Banerji and Aikman, JJ.

1. This appeal arises out of an application for the execution of a decree for pre-emption passed, on the 20th of December, 1897. The decree; provides that the purchase money should be paid within two months from its date, and, that on such payment the plaintiff should obtain possession of the property. The purchase money was paid on the 17th of February, 1898, and the present application for: execution was presented on the 16th of February, 1901. It was thus made after the lapse of three years from the date of the decree, but within three years from the date on which the money was paid. The Court of first instance on the objection of the judgment-debtor held the application to be barred by limitation, applying to it Article 179 of Schedule ii of the Indian Limitation Act. On the decree-holder's appeal the lower appellate Court set aside the order of the Court of first instance and remanded the case to that Court under Section 562, Code of Civil Procedure. From this order of remand the present appeal has been preferred by the judgment-debtor, who renews his contention that the application for execution is barred by limitation.

2. It is clear that if the first paragraph of Article 179 applies, the application is beyond time. But in our opinion, having regard to the nature of the decree which was passed in the case, that article cannot be held to be applicable. It was, held in Muhammad Sulaiman Khan v.
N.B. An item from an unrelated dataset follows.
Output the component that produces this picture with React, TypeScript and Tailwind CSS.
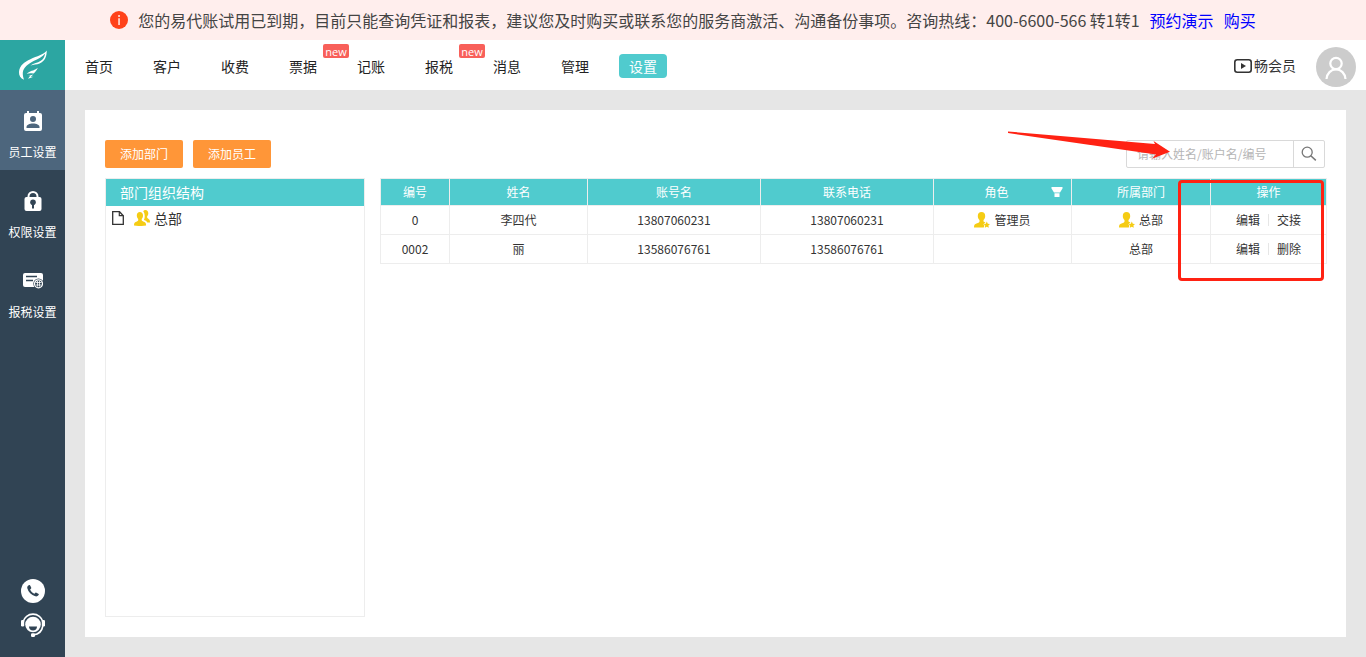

Muhammad Yar Khan (1894) I.L.R. 17 All. 39 that the first paragraph of the third column of Article 179 must necessarily apply only when there is a decree, or order which can at its date be executed. A decree for pre-emption is not capable of execution on the date on which it is passed, unless on that date the plaintiff pre-emptor pays the purchase money which the decree direct to be paid. In this case there was no decree in existence on the 20th of December, 1897, which was capable of execution on that date. It was only when the decree-holder plaintiff paid the purchase money within the time allowed by the decree that he acquired the right to execute the decree by applying to be put in possession of the property in suit. The decree was drawn up in the usual form under Section 214 of the Code of Civil Procedure, and one of the provisions of it was that on failure of the plaintiff to pay the purchase money within the time fixed the suit was to stand dismissed with costs, so that the decree was subject to a condition, the performance or non-performance of which made it one which could be enforced at the instance of the plaintiff or the defendant as the case might be. Such being the case, we are of opinion that the article properly applicable to the first application for the execution of such a decree is Article 178, and that the three years provided in that article should be calculated from the date on which the right to apply accrued. Subsequent applications for the execution of the decree will of course be governed by Article 179. We think the learned Judge wag right, and we dismiss the appeal with costs.